#### Problem requirements:
Faithfully return all lines, omitting every embedded picture.

#### Data:
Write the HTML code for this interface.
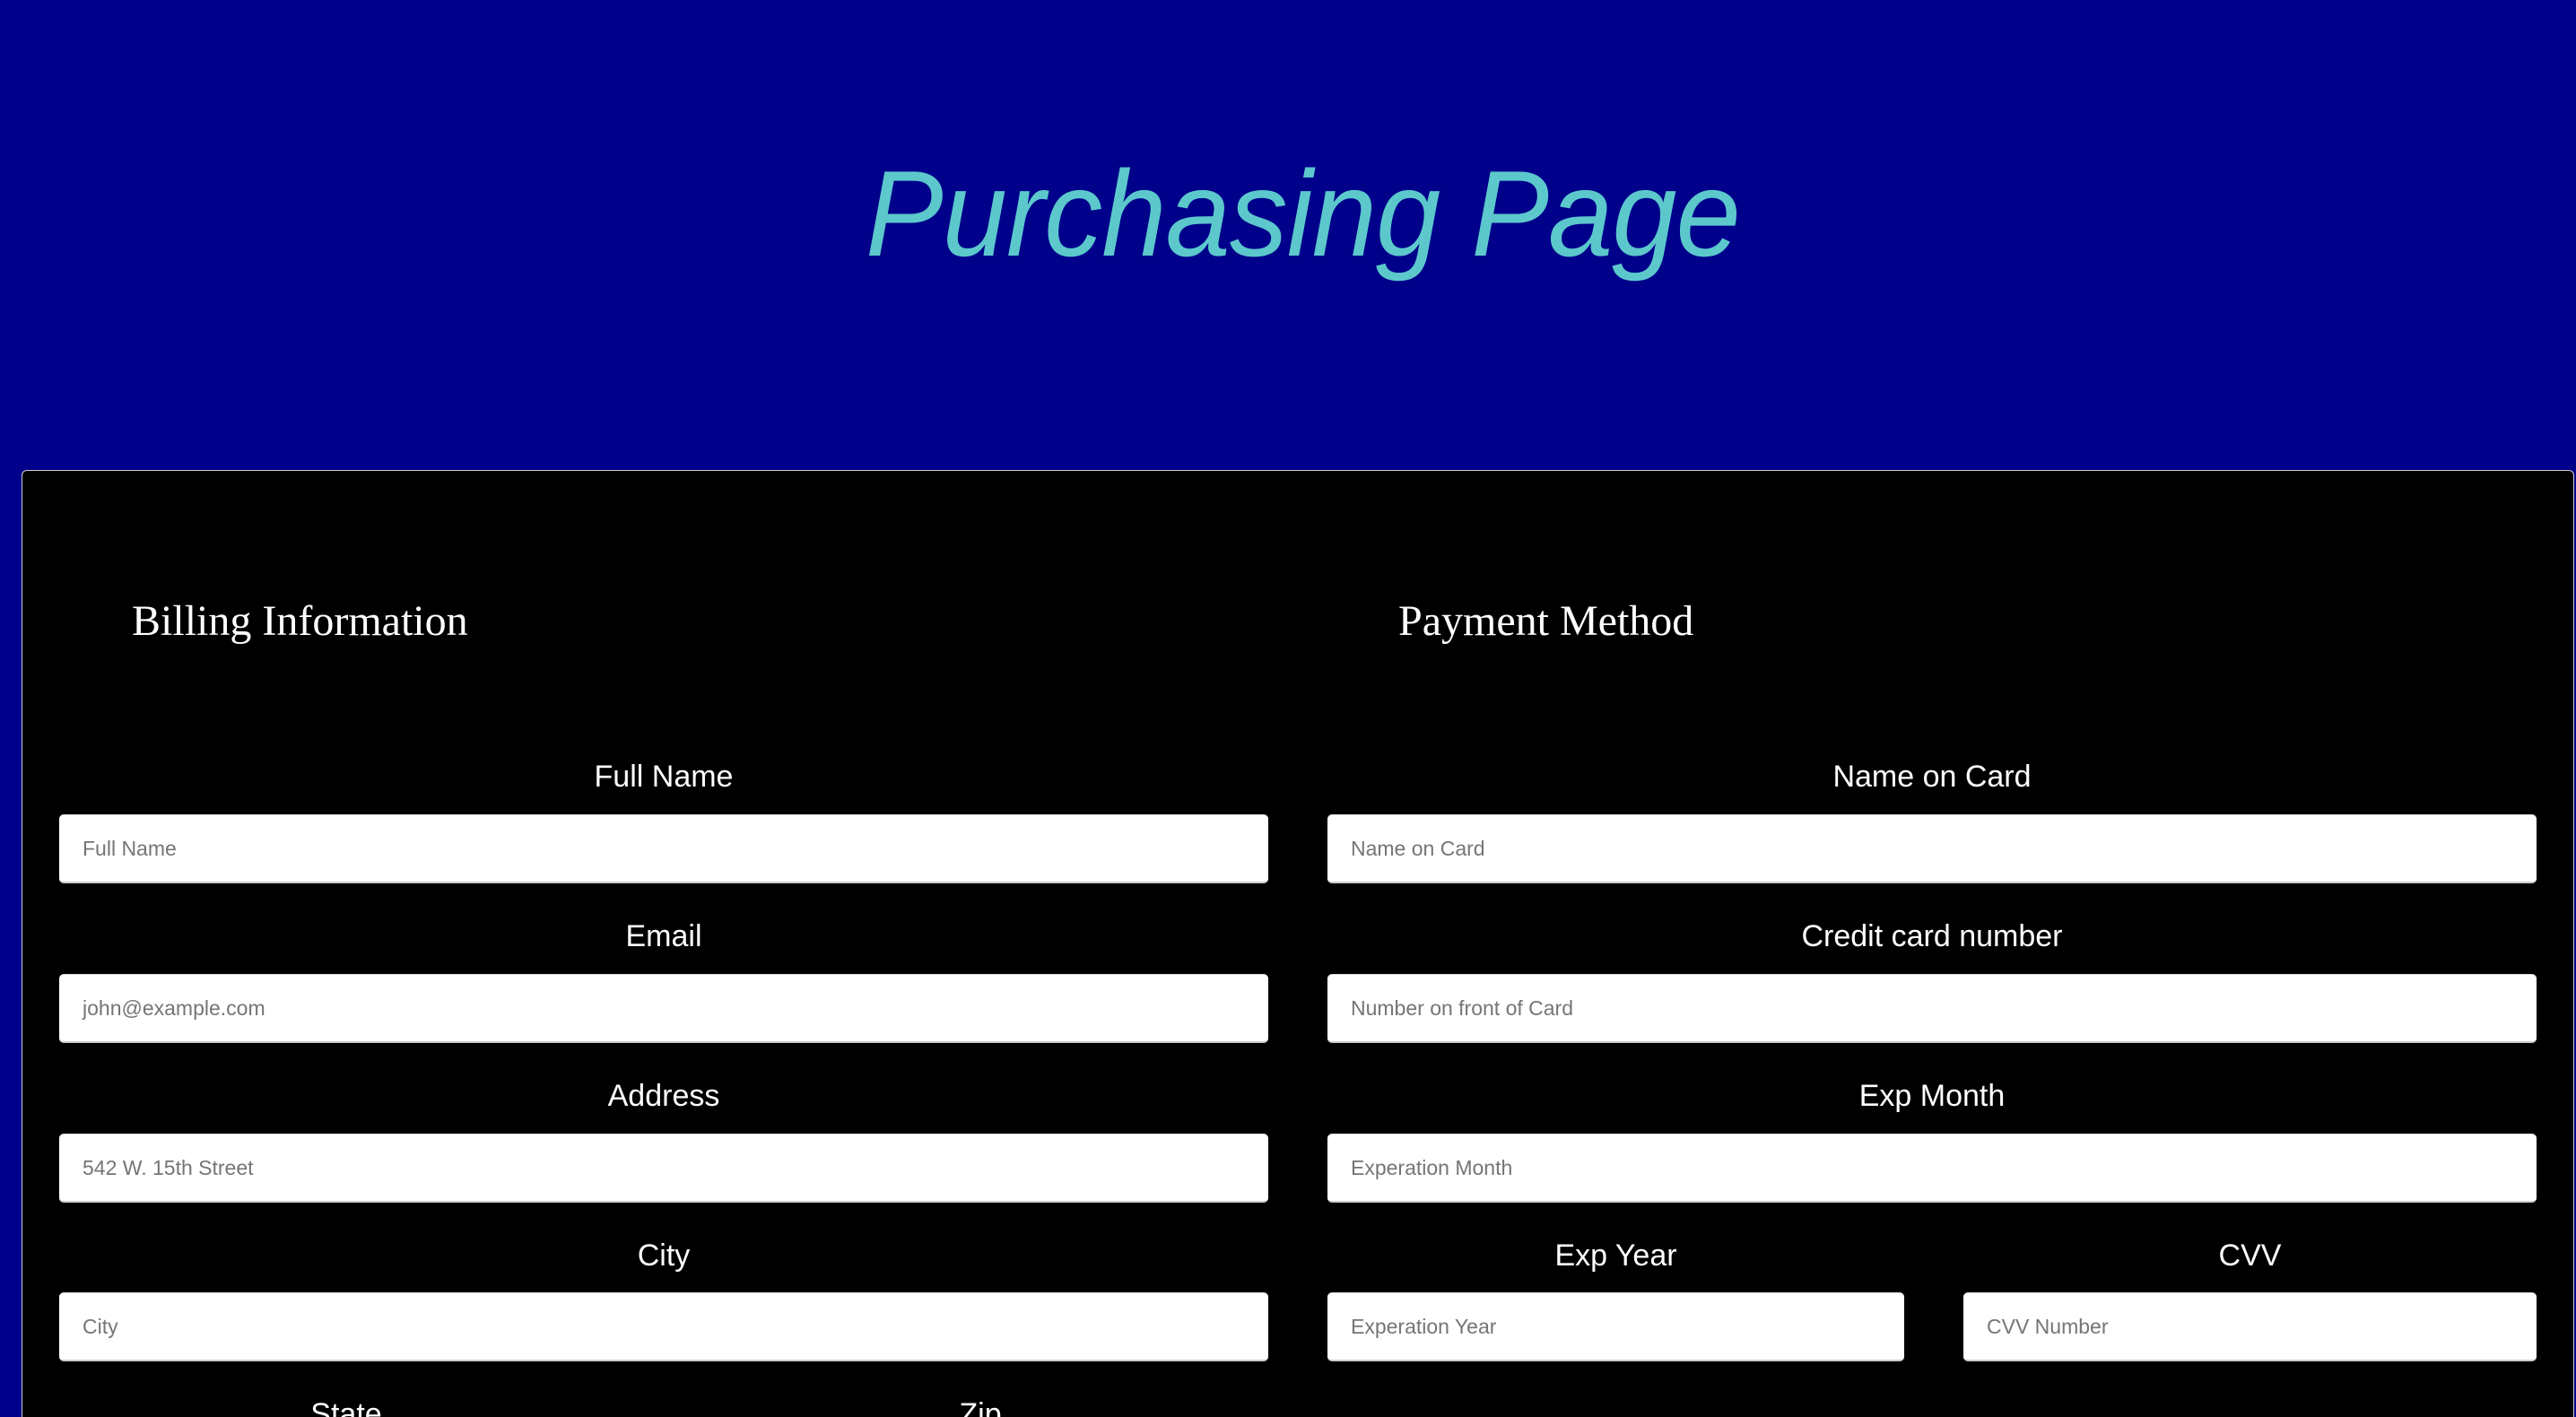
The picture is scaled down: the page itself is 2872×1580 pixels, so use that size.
<!DOCTYPE html>
<html><head><meta charset="utf-8"><style>
html,body{margin:0;padding:0;width:2872px;height:1580px;overflow:hidden;}
body{background:#00008b;position:relative;font-family:"Liberation Sans",Arial,sans-serif;}
.title{position:absolute;left:965px;top:138px;font-size:136px;line-height:200px;font-style:italic;color:#5cc8cc;white-space:nowrap;transform:scaleX(0.955);transform-origin:left top;letter-spacing:-1px;}
.panel{position:absolute;left:24px;top:524px;width:2846px;height:1056px;background:#000;border:1px solid #ccc;border-bottom:none;border-radius:6px 6px 0 0;box-sizing:border-box;}
.h{position:absolute;font-family:"Liberation Serif","Times New Roman",serif;color:#fff;font-size:48px;line-height:60px;white-space:nowrap;}
.lab{position:absolute;color:#fff;font-size:34px;line-height:40px;text-align:center;white-space:nowrap;}
.in{position:absolute;height:77px;background:#fff;border-radius:5px;box-sizing:border-box;border-bottom:2px solid #ccc;border-top:1px solid #ddd;color:#757575;font-size:23px;line-height:74px;padding-left:26px;}
</style></head><body>
<div class="title">Purchasing Page</div>
<div class="panel"></div>
<div class="h" style="left:147px;top:663px;">Billing Information</div>
<div class="h" style="left:1559px;top:663px;">Payment Method</div>

<div class="lab" style="left:66px;width:1348px;top:846px;">Full Name</div>
<div class="in" style="left:66px;width:1348px;top:908px;">Full Name</div>
<div class="lab" style="left:66px;width:1348px;top:1024px;">Email</div>
<div class="in" style="left:66px;width:1348px;top:1086px;">john@example.com</div>
<div class="lab" style="left:66px;width:1348px;top:1202px;">Address</div>
<div class="in" style="left:66px;width:1348px;top:1264px;">542 W. 15th Street</div>
<div class="lab" style="left:66px;width:1348px;top:1380px;">City</div>
<div class="in" style="left:66px;width:1348px;top:1441px;">City</div>
<div class="lab" style="left:286px;width:200px;top:1557px;">State</div>
<div class="lab" style="left:993px;width:200px;top:1557px;">Zip</div>

<div class="lab" style="left:1480px;width:1348px;top:846px;">Name on Card</div>
<div class="in" style="left:1480px;width:1348px;top:908px;">Name on Card</div>
<div class="lab" style="left:1480px;width:1348px;top:1024px;">Credit card number</div>
<div class="in" style="left:1480px;width:1348px;top:1086px;">Number on front of Card</div>
<div class="lab" style="left:1480px;width:1348px;top:1202px;">Exp Month</div>
<div class="in" style="left:1480px;width:1348px;top:1264px;">Experation Month</div>
<div class="lab" style="left:1480px;width:643px;top:1380px;">Exp Year</div>
<div class="in" style="left:1480px;width:643px;top:1441px;">Experation Year</div>
<div class="lab" style="left:2189px;width:639px;top:1380px;">CVV</div>
<div class="in" style="left:2189px;width:639px;top:1441px;">CVV Number</div>
</body></html>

#### Solution:
Write the HTML code for this interface.
The picture is scaled down: the page itself is 2872×1580 pixels, so use that size.
<!DOCTYPE html>
<html><head><meta charset="utf-8"><style>
html,body{margin:0;padding:0;width:2872px;height:1580px;overflow:hidden;}
body{background:#00008b;position:relative;font-family:"Liberation Sans",Arial,sans-serif;}
.title{position:absolute;left:965px;top:138px;font-size:136px;line-height:200px;font-style:italic;color:#5cc8cc;white-space:nowrap;transform:scaleX(0.955);transform-origin:left top;letter-spacing:-1px;}
.panel{position:absolute;left:24px;top:524px;width:2846px;height:1056px;background:#000;border:1px solid #ccc;border-bottom:none;border-radius:6px 6px 0 0;box-sizing:border-box;}
.h{position:absolute;font-family:"Liberation Serif","Times New Roman",serif;color:#fff;font-size:48px;line-height:60px;white-space:nowrap;}
.lab{position:absolute;color:#fff;font-size:34px;line-height:40px;text-align:center;white-space:nowrap;}
.in{position:absolute;height:77px;background:#fff;border-radius:5px;box-sizing:border-box;border-bottom:2px solid #ccc;border-top:1px solid #ddd;color:#757575;font-size:23px;line-height:74px;padding-left:26px;}
</style></head><body>
<div class="title">Purchasing Page</div>
<div class="panel"></div>
<div class="h" style="left:147px;top:663px;">Billing Information</div>
<div class="h" style="left:1559px;top:663px;">Payment Method</div>

<div class="lab" style="left:66px;width:1348px;top:846px;">Full Name</div>
<div class="in" style="left:66px;width:1348px;top:908px;">Full Name</div>
<div class="lab" style="left:66px;width:1348px;top:1024px;">Email</div>
<div class="in" style="left:66px;width:1348px;top:1086px;">john@example.com</div>
<div class="lab" style="left:66px;width:1348px;top:1202px;">Address</div>
<div class="in" style="left:66px;width:1348px;top:1264px;">542 W. 15th Street</div>
<div class="lab" style="left:66px;width:1348px;top:1380px;">City</div>
<div class="in" style="left:66px;width:1348px;top:1441px;">City</div>
<div class="lab" style="left:286px;width:200px;top:1557px;">State</div>
<div class="lab" style="left:993px;width:200px;top:1557px;">Zip</div>

<div class="lab" style="left:1480px;width:1348px;top:846px;">Name on Card</div>
<div class="in" style="left:1480px;width:1348px;top:908px;">Name on Card</div>
<div class="lab" style="left:1480px;width:1348px;top:1024px;">Credit card number</div>
<div class="in" style="left:1480px;width:1348px;top:1086px;">Number on front of Card</div>
<div class="lab" style="left:1480px;width:1348px;top:1202px;">Exp Month</div>
<div class="in" style="left:1480px;width:1348px;top:1264px;">Experation Month</div>
<div class="lab" style="left:1480px;width:643px;top:1380px;">Exp Year</div>
<div class="in" style="left:1480px;width:643px;top:1441px;">Experation Year</div>
<div class="lab" style="left:2189px;width:639px;top:1380px;">CVV</div>
<div class="in" style="left:2189px;width:639px;top:1441px;">CVV Number</div>
</body></html>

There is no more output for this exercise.